Founding patrons at the Dialogue include former NSW Premier Hon. Nick Greiner and Craig Knowles AM.

== Initiatives ==
In March 2016, the Dialogue held its first conference, named the Out There Summit. The goal was to share a new vision for Western Sydney, which included discussion about transport initiatives, the western Sydney airport and urban renewal. Speakers included Malcolm Turnbull (prime minister at the time), Mike Baird (NSW premier at the time) and Lucy Turnbull (chief of the Greater Sydney Commission).

This was followed by Boomtown! Summit in November 2016. The conference was held to showcase future projects for the Western Sydney region. WSLD partnered with Transport for NSW to host the conference and outlined plans for the Sydney Metro West, Parramatta Light Rail and Western Sydney Airport projects.

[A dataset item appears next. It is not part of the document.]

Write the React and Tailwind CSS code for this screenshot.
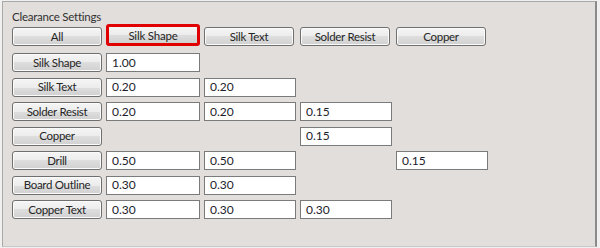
import React from "react";

const font = { fontFamily: 'Lato, "Noto Sans", sans-serif' };

function Btn({ label, red }) {
  if (red) {
    return (
      <div className="h-[22px] -mx-[2px] rounded-[3px] border-[3px] border-[#e00000] bg-[linear-gradient(to_bottom,#f5f5f5_0%,#ececec_50%,#dedede_50%,#d0d0d0_100%)] flex items-center justify-center pt-[1px] text-[11.5px] tracking-[-0.2px] text-[#262626] leading-none">
        {label}
      </div>
    );
  }
  return (
    <div className="h-[19px] rounded-[3px] border border-[#6f6f6f] bg-[linear-gradient(to_bottom,#f5f5f5_0%,#ececec_50%,#dedede_50%,#d0d0d0_100%)] shadow-[inset_0_0_0_1px_#fbfbfb] flex items-center justify-center text-[11.5px] tracking-[-0.3px] text-[#262626] leading-none">
      {label}
    </div>
  );
}

function Field({ value }) {
  return (
    <div className="h-[19px] -ml-[2px] border border-[#7b7b7b] bg-white flex items-center pl-[5px] text-[12px] text-[#1c1c2c] leading-none">
      {value}
    </div>
  );
}

const rows = [
  ["Silk Shape", ["1.00", null, null, null]],
  ["Silk Text", ["0.20", "0.20", null, null]],
  ["Solder Resist", ["0.20", "0.20", "0.15", null]],
  ["Copper", [null, null, "0.15", null]],
  ["Drill", ["0.50", "0.50", null, "0.15"]],
  ["Board Outline", ["0.30", "0.30", null, null]],
  ["Copper Text", ["0.30", "0.30", "0.30", null]],
];

export default function App() {
  return (
    <div className="w-[600px] h-[248px] bg-[#f0f0f0] pt-[1px] pl-[2px]" style={font}>
      <div className="w-[595px] h-[246px] bg-[#e1dedc] border-l border-t border-[#a8a8a8] border-r-2 border-r-[#8a8a8a] border-b border-b-[#c8c8c8] pl-[9px] pt-[7px]">
        <div className="text-[11.5px] tracking-[-0.25px] text-[#303030] leading-[15px] h-[15px]">Clearance Settings</div>
        <div className="grid grid-cols-[90px_90px_90px_90px_90px] gap-x-[6px] items-end h-[22px]">
          <Btn label="All" />
          <Btn label="Silk Shape" red />
          <Btn label="Silk Text" />
          <Btn label="Solder Resist" />
          <Btn label="Copper" />
        </div>
        <div className="flex flex-col gap-[5.5px] mt-[7px]">
          {rows.map(([label, vals]) => (
            <div key={label} className="grid grid-cols-[90px_92px_90px_90px_90px] gap-x-[6px] h-[19px]">
              <Btn label={label} />
              {vals.map((v, i) => (v == null ? <div key={i} /> : <Field key={i} value={v} />))}
            </div>
          ))}
        </div>
      </div>
    </div>
  );
}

In 2017, the Western Sydney Leadership Dialogue pushed for Sydney's West to hold the 2030 Commonwealth Games. According to Chairman Christopher Brown, western Sydney would have benefited from hosting the games, as it would create a deadline for major transport projects in Western Sydney to be completed.

In March 2019, the Dialogue released a report on domestic abuse in Western Sydney. The report makes recommendations to tackle the high rate of domestic abuse in the region, including paid domestic violence leave and a royal commission.

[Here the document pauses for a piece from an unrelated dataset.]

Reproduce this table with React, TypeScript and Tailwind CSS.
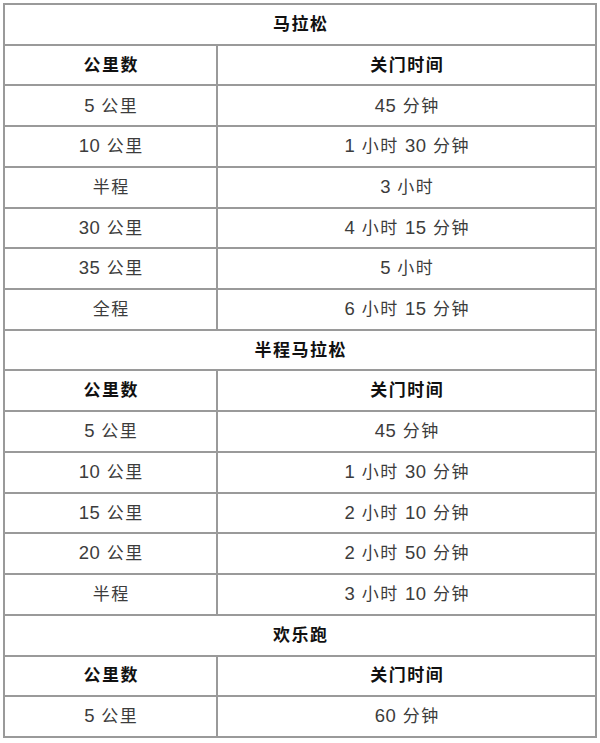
import React from "react";

type Row = { kind: "title"; text: string } | { kind: "head" } | { kind: "data"; a: string; b: string };

const rows: Row[] = [
  { kind: "title", text: "马拉松" },
  { kind: "head" },
  { kind: "data", a: "5 公里", b: "45 分钟" },
  { kind: "data", a: "10 公里", b: "1 小时 30 分钟" },
  { kind: "data", a: "半程", b: "3 小时" },
  { kind: "data", a: "30 公里", b: "4 小时 15 分钟" },
  { kind: "data", a: "35 公里", b: "5 小时" },
  { kind: "data", a: "全程", b: "6 小时 15 分钟" },
  { kind: "title", text: "半程马拉松" },
  { kind: "head" },
  { kind: "data", a: "5 公里", b: "45 分钟" },
  { kind: "data", a: "10 公里", b: "1 小时 30 分钟" },
  { kind: "data", a: "15 公里", b: "2 小时 10 分钟" },
  { kind: "data", a: "20 公里", b: "2 小时 50 分钟" },
  { kind: "data", a: "半程", b: "3 小时 10 分钟" },
  { kind: "title", text: "欢乐跑" },
  { kind: "head" },
  { kind: "data", a: "5 公里", b: "60 分钟" },
];

function DataText({ text }: { text: string }) {
  const parts = text.split(/(\d+)/).filter((p) => p.length > 0);
  return (
    <span className="text-[#3c3c3c] leading-none pl-[1.5px] whitespace-pre">
      {parts.map((p, i) =>
        /^\d+$/.test(p) ? (
          <span key={i} className="text-[18.5px] tracking-[0.6px]">
            {p}
          </span>
        ) : (
          <span key={i} className="text-[17px] tracking-[1.5px]">
            {p}
          </span>
        )
      )}
    </span>
  );
}

export default function App() {
  return (
    <div
      className="w-[600px] h-[743px] bg-white pt-[3px] pl-[3px]"
      style={{ fontFamily: '"Liberation Sans", "Noto Sans CJK SC", sans-serif' }}
    >
      <div className="w-[594px] border-2 border-[#9a9a9a] flex flex-col">
        {rows.map((r, i) => {
          const last = i === rows.length - 1;
          const rowCls =
            "flex items-center " +
            (last ? "h-[38.72px]" : "h-[40.72px] border-b-2 border-[#9a9a9a]");
          if (r.kind === "title") {
            return (
              <div key={i} className={rowCls + " justify-center"}>
                <span className="text-[17px] font-bold text-[#111] tracking-[1.5px] pl-[1.5px] leading-none">
                  {r.text}
                </span>
              </div>
            );
          }
          const headCls = "text-[17px] font-bold text-[#111] tracking-[1.5px] pl-[1.5px] leading-none";
          return (
            <div key={i} className={rowCls}>
              <div className="w-[213px] h-full flex items-center justify-center border-r-2 border-[#9a9a9a]">
                {r.kind === "head" ? <span className={headCls}>公里数</span> : <DataText text={r.a} />}
              </div>
              <div className="flex-1 h-full flex items-center justify-center">
                {r.kind === "head" ? <span className={headCls}>关门时间</span> : <DataText text={r.b} />}
              </div>
            </div>
          );
        })}
      </div>
    </div>
  );
}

In May 2019, the not-for-profit released a report titled Western Sydney's Heavy Issue with a view to facilitating political discussion on tackling obesity in western Sydney. The report advocates a 5-point plan that focuses on prevention with a view to decreasing pressure on Western Sydney's healthcare system.

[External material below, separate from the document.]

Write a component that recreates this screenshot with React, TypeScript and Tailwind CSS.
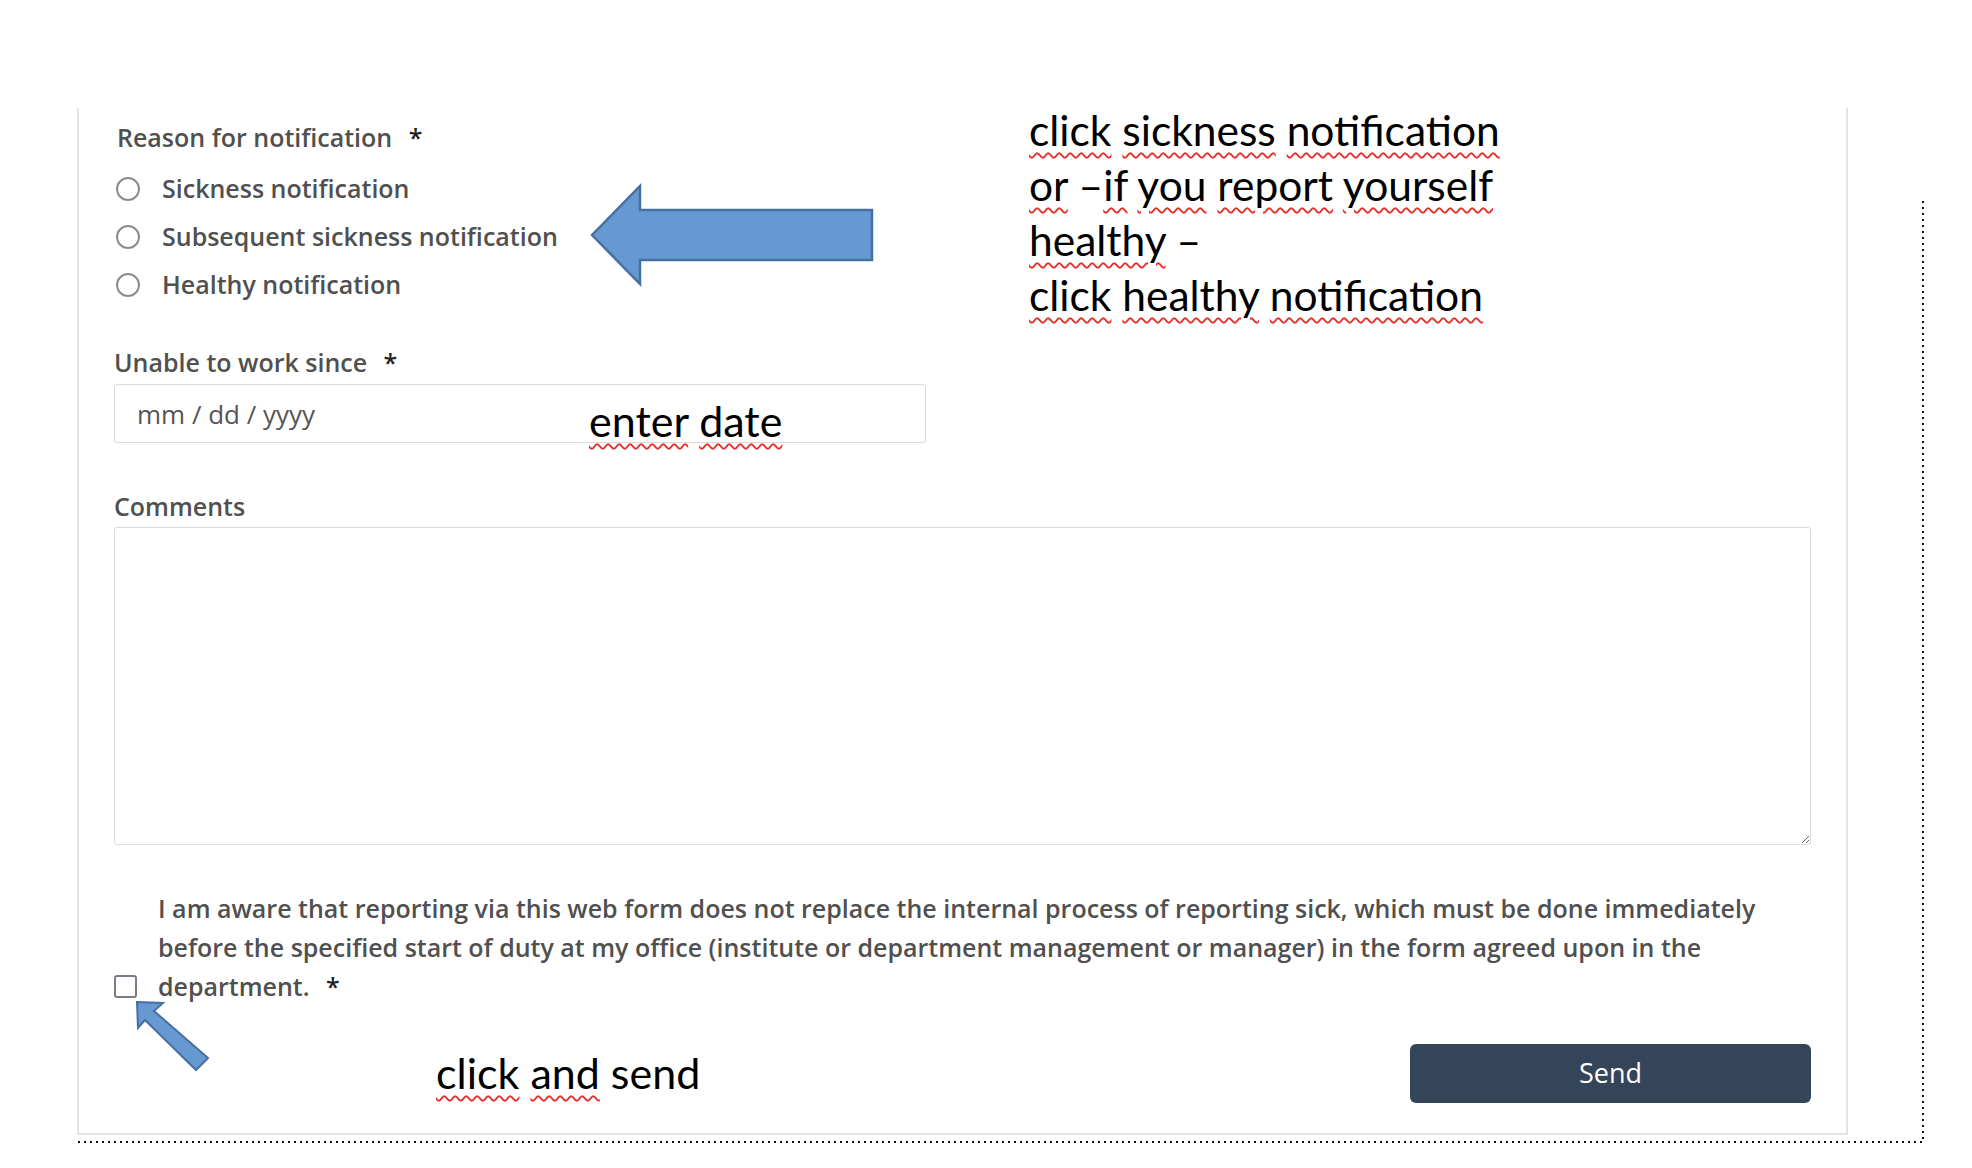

In July 2019, the Regional Advocacy released a guide titled Best of the West. It provides readers with a snapshot of regional events, popular places, infrastructure and innovations in Western Sydney.

In August 2019, the Dialogue released a report titled Stuck in the Middle. The report focuses on a structural overhaul of the central Sydney region with an aim to improve infrastructure and stimulate growth. Key recommendations include the negotiation of a new City Deal and appointment of a Central City Coordinator General. The not-for-profit supports the Greater Sydney Commission's vision of the Sydney Metropolis and has recommended action to improve the central Sydney region to ensure it competes well with the East and West.

In September 2019, delegates from the Western Sydney Leadership Dialogue completed a 4-day East London Study Tour. The goal of the tour was to hear about London's regeneration efforts after the 2012 Summer Olympics. The visit included a discussion about social housing provision and the benefit of developers and councils working together to meet community needs.

== Advocacy ==
Since its launch, the Western Sydney Leadership Dialogue has focused its lobbying efforts on a range of projects, including the north–south rail, SBS relocation, value capture, social issues and local government reform, for Western Sydney.

=== North–south rail ===
In 2016, the Dialogue joined Western Sydney councils and major landowners to establish the Western Sydney Rail Alliance to lobby for a north–south rail connection in Western Sydney. The proposed rail connection would connect to the new Badgerys Creek Airport. According to the report A network of opportunity–Western Sydney Rail by Deloitte and Arup, a north–south rail connection would boost employment hubs in Western Sydney and promote economic growth. In 2018, government approved $7bn in funding for a new rail connection from St Marys to Badgerys Creek Airport.

=== SBS relocation ===
The Western Sydney Leadership Dialogue advocated the push for SBS headquarters to relocate to Western Sydney. The lobby group pushed for Western Sydney councils to suggest potential headquarters and propose a deal.

=== Social issues ===
The Dialogue advocates on social issues, such as obesity, diabetes, homelessness and domestic violence.

=== Value capture ===
The Regional Advocacy supports the idea of private sector contributions to the cost of public infrastructure through value capture. According to the Dialogue, federal funding, value capture, privatisation and borrowing are all needed to successfully transform Western Sydney.

=== Local government reform ===
The Western Sydney Leadership Dialogue advocates radical local government reform to encourage best practice in Western Sydney. In a collaboration with Sydney Business Chamber, the Regional Advocacy released a report titled Governance Reform for Growth in 2018. The report proposed a City of Parramatta act and a new planning committee similar to the Central City Planning Committee.